Short task
Lines containing the string "this" are to be counted; report the total by itself.

Data
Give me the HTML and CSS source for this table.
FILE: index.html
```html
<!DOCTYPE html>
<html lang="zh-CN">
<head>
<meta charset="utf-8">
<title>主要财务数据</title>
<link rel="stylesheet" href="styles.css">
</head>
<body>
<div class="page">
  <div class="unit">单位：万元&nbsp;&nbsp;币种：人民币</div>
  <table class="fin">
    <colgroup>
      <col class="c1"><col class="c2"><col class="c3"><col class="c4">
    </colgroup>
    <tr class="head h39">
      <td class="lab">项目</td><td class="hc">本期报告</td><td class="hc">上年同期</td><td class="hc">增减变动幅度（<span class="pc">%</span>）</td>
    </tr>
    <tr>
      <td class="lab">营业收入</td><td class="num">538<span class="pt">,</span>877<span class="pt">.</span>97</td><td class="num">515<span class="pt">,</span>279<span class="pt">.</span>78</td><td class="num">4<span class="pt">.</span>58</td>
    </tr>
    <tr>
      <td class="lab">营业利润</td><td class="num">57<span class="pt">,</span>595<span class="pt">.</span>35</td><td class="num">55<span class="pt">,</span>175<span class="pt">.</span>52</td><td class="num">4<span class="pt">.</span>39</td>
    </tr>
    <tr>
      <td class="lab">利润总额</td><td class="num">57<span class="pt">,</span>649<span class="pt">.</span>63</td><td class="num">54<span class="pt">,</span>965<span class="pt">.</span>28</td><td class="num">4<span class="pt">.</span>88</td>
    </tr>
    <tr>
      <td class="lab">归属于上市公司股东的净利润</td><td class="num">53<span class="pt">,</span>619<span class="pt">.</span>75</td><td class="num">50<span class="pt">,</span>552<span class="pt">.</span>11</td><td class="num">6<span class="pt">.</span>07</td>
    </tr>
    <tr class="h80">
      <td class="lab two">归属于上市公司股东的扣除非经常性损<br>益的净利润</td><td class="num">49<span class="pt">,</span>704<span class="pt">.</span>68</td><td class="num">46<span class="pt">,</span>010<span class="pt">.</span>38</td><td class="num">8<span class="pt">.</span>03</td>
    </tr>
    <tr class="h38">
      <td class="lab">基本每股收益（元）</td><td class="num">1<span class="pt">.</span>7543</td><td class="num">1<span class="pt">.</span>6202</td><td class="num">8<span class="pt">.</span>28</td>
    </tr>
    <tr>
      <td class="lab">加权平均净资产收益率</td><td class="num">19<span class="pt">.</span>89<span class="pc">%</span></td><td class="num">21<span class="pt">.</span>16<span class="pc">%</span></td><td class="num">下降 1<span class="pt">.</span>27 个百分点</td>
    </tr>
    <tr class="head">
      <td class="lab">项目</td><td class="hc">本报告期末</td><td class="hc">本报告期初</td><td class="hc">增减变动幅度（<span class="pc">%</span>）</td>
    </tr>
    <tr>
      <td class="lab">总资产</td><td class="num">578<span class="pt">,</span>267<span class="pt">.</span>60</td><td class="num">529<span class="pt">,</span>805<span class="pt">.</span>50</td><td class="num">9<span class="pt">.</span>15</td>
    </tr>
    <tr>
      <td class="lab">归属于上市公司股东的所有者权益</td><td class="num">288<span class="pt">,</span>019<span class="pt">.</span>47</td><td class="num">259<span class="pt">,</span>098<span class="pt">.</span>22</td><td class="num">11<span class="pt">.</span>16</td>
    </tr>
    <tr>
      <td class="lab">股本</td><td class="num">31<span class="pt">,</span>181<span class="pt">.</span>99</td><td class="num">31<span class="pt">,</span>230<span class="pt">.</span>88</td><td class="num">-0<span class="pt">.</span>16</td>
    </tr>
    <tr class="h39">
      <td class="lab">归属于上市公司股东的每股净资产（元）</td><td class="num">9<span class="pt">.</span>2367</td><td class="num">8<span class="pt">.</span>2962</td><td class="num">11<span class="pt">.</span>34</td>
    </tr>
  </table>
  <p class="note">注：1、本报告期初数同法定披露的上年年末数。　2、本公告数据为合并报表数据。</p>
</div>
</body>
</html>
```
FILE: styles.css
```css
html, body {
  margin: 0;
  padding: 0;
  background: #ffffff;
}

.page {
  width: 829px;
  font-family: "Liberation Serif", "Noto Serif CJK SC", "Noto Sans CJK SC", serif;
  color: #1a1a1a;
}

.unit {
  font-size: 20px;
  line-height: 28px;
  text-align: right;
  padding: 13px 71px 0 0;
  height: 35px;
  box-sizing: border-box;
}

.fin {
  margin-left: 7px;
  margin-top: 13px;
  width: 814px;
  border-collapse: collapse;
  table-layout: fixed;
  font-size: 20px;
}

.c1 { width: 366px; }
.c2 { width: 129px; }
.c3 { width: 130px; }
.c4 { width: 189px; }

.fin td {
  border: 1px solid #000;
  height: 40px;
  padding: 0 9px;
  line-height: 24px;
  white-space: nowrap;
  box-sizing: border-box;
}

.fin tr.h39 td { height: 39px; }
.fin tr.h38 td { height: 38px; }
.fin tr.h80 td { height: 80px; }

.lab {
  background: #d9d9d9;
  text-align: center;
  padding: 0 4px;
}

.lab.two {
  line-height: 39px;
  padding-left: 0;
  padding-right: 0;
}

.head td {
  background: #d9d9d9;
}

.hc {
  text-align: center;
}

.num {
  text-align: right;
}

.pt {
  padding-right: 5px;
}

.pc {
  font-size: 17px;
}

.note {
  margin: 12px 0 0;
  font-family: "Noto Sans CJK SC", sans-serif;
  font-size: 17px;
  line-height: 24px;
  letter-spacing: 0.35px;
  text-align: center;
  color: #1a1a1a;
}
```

...

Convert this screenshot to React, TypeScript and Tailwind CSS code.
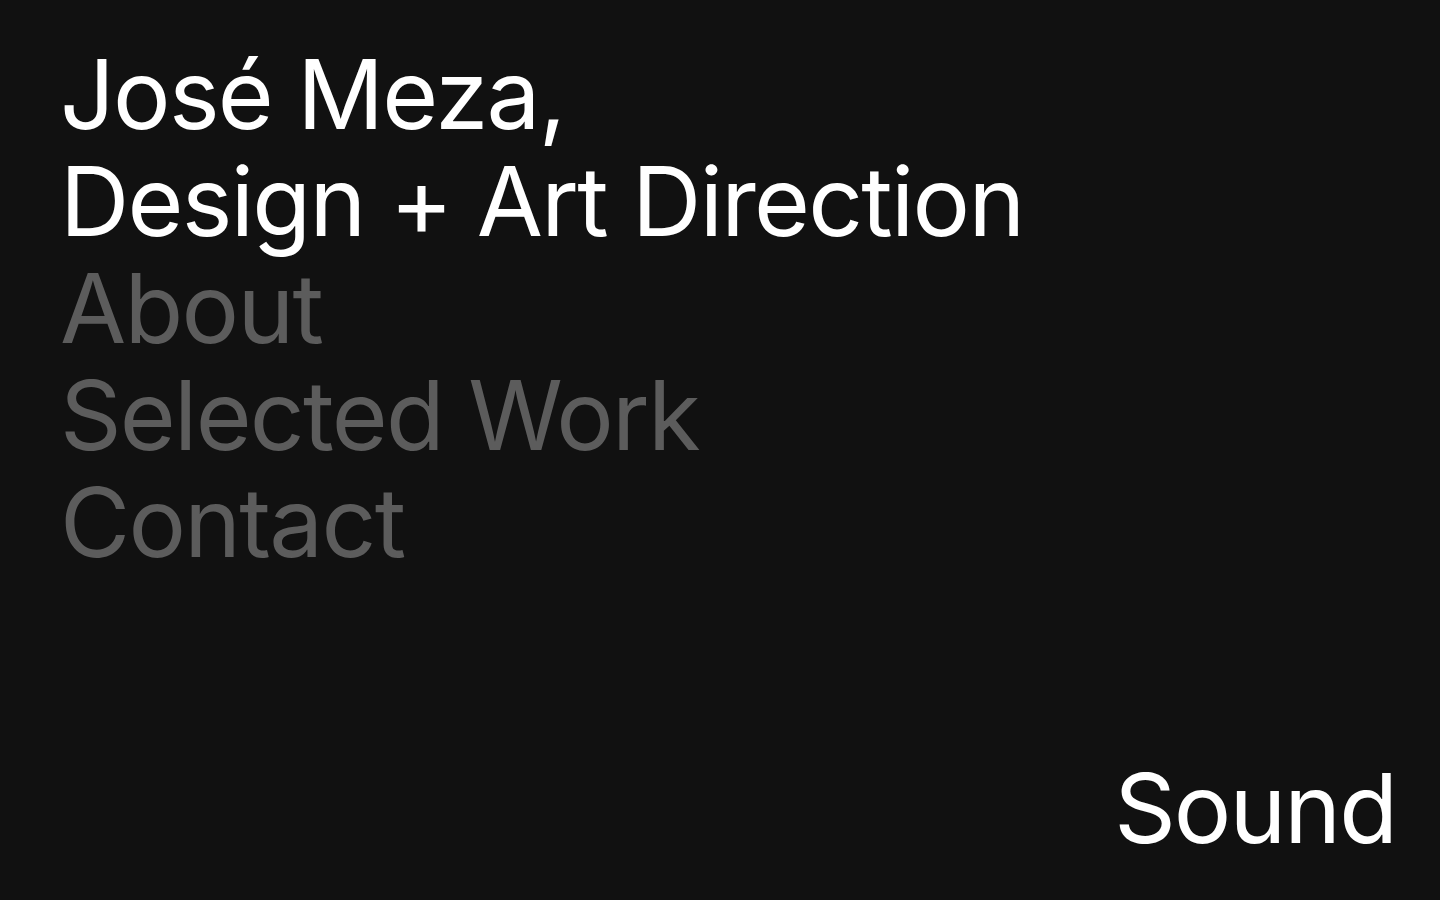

Exercise output
2